== Source material ==

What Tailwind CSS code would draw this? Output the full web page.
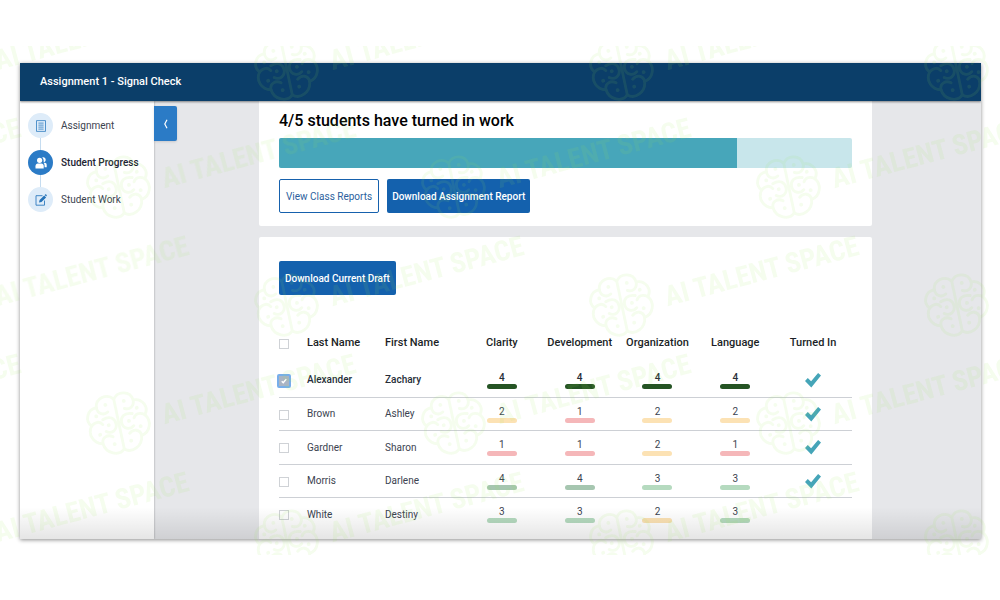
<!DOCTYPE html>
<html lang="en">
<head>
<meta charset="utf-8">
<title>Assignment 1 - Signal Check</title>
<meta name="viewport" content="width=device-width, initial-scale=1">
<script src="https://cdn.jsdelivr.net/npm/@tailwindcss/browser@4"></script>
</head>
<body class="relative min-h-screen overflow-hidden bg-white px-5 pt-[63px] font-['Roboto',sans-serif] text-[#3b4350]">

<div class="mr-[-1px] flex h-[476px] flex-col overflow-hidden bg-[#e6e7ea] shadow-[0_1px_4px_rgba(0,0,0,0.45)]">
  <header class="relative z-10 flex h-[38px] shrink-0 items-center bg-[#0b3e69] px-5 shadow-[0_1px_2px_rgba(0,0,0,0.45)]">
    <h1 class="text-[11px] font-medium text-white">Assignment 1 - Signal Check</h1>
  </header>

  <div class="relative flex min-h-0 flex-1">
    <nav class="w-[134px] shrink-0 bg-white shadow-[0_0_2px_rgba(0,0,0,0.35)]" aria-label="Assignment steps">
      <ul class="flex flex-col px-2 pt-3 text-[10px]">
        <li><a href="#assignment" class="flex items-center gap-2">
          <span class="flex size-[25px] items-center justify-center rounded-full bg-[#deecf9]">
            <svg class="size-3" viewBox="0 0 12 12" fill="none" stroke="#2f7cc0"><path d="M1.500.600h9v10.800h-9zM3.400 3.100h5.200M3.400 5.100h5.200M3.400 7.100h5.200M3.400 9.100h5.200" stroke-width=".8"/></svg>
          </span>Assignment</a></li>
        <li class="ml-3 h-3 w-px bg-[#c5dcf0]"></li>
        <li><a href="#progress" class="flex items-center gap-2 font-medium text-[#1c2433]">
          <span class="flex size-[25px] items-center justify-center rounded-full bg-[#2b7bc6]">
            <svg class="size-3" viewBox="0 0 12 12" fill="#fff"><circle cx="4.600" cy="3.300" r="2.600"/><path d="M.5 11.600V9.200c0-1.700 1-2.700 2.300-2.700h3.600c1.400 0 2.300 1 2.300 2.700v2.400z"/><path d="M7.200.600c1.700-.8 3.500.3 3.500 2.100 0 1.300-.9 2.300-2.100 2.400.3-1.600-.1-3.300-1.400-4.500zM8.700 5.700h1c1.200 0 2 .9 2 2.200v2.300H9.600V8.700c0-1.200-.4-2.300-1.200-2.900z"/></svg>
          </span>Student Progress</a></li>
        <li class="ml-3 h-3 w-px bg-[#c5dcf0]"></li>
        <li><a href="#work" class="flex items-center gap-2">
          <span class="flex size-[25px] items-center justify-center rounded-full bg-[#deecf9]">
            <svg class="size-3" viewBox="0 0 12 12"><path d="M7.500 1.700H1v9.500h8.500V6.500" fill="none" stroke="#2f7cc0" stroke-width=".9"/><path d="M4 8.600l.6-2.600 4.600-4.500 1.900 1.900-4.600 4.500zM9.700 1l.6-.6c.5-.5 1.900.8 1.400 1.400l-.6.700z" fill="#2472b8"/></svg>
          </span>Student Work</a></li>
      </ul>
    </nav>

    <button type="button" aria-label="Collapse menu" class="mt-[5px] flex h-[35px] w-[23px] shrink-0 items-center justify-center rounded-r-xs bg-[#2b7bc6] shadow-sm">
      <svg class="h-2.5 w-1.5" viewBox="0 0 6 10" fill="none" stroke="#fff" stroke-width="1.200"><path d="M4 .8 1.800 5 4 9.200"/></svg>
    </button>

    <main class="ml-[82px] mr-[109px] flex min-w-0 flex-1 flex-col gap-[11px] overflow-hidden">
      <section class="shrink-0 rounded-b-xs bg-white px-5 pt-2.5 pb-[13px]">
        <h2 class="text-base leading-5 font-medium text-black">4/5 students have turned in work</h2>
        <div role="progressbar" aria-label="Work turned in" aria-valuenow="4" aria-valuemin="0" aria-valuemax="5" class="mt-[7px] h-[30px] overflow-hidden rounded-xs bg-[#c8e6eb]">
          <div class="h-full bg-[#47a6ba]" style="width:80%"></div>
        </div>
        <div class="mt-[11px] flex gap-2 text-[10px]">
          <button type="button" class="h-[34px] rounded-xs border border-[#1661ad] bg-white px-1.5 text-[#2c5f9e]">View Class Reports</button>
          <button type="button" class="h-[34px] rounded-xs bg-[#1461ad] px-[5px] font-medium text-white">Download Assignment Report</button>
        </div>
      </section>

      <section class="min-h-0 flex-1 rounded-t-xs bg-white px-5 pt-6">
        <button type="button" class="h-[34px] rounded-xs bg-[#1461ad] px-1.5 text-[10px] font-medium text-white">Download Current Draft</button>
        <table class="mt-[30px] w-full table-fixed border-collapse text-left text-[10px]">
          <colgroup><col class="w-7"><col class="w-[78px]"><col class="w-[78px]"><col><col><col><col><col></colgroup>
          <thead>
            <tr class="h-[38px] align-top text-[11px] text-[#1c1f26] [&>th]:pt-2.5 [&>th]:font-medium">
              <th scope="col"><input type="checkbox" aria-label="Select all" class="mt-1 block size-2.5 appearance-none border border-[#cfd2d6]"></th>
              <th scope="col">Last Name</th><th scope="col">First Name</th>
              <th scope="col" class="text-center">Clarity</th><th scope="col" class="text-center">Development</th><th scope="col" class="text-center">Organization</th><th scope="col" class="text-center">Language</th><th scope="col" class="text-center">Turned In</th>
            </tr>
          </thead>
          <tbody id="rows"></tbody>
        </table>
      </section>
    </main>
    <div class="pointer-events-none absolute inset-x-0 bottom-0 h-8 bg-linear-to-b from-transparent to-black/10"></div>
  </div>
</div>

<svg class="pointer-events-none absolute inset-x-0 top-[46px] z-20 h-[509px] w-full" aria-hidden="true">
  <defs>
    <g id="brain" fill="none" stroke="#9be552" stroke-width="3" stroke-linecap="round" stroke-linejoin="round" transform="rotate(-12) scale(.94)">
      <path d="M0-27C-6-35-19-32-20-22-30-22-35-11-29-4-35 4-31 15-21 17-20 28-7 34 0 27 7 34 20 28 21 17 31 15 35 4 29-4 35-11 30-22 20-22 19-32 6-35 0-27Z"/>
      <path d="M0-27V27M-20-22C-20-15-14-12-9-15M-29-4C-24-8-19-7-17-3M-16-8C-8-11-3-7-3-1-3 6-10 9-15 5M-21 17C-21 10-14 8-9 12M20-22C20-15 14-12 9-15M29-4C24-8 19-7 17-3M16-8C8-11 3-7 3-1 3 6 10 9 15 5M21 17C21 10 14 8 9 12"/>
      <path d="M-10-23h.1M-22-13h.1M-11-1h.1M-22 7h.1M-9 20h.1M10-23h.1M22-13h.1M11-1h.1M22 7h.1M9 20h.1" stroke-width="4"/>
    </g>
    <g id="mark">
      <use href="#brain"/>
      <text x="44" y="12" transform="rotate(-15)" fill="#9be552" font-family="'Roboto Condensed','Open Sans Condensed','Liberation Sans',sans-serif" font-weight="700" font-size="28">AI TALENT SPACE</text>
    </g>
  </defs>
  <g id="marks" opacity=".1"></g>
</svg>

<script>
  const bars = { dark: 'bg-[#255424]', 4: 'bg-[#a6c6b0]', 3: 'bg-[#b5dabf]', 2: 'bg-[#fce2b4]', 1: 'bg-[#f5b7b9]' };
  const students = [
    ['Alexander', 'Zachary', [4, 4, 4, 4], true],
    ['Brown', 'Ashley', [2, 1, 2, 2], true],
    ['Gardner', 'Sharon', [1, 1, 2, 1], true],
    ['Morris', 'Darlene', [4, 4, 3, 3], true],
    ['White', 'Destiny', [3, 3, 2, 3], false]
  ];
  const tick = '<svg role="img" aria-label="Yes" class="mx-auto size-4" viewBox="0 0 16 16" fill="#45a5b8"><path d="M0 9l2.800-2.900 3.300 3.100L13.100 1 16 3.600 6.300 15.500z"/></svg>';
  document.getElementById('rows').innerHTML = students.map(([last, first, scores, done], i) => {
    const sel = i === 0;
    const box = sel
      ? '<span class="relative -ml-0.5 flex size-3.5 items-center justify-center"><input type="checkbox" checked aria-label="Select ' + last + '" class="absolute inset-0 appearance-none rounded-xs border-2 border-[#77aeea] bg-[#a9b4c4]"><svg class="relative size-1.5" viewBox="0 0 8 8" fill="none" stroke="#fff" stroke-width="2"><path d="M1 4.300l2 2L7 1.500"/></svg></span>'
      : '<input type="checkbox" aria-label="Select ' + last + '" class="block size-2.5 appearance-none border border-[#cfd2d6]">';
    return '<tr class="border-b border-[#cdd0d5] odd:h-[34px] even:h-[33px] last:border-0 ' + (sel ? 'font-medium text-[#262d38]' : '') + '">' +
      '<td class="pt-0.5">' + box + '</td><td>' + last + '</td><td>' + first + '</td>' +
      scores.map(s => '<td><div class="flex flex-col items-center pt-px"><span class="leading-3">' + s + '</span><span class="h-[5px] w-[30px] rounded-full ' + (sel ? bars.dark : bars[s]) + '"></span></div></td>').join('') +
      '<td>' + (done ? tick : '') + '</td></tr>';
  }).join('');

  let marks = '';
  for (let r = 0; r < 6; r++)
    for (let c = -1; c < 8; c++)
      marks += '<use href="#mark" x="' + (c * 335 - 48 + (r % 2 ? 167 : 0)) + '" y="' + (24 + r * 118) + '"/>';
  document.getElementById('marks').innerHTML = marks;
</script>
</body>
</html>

===

Aim of the exercise:
Take the lines from the start of the material to the line with "min-h-screen overflow-hidden bg-white", both included, and transcribe them exactly without the pictures.

Result of this task:
What Tailwind CSS code would draw this? Output the full web page.
<!DOCTYPE html>
<html lang="en">
<head>
<meta charset="utf-8">
<title>Assignment 1 - Signal Check</title>
<meta name="viewport" content="width=device-width, initial-scale=1">
<script src="https://cdn.jsdelivr.net/npm/@tailwindcss/browser@4"></script>
</head>
<body class="relative min-h-screen overflow-hidden bg-white px-5 pt-[63px] font-['Roboto',sans-serif] text-[#3b4350]">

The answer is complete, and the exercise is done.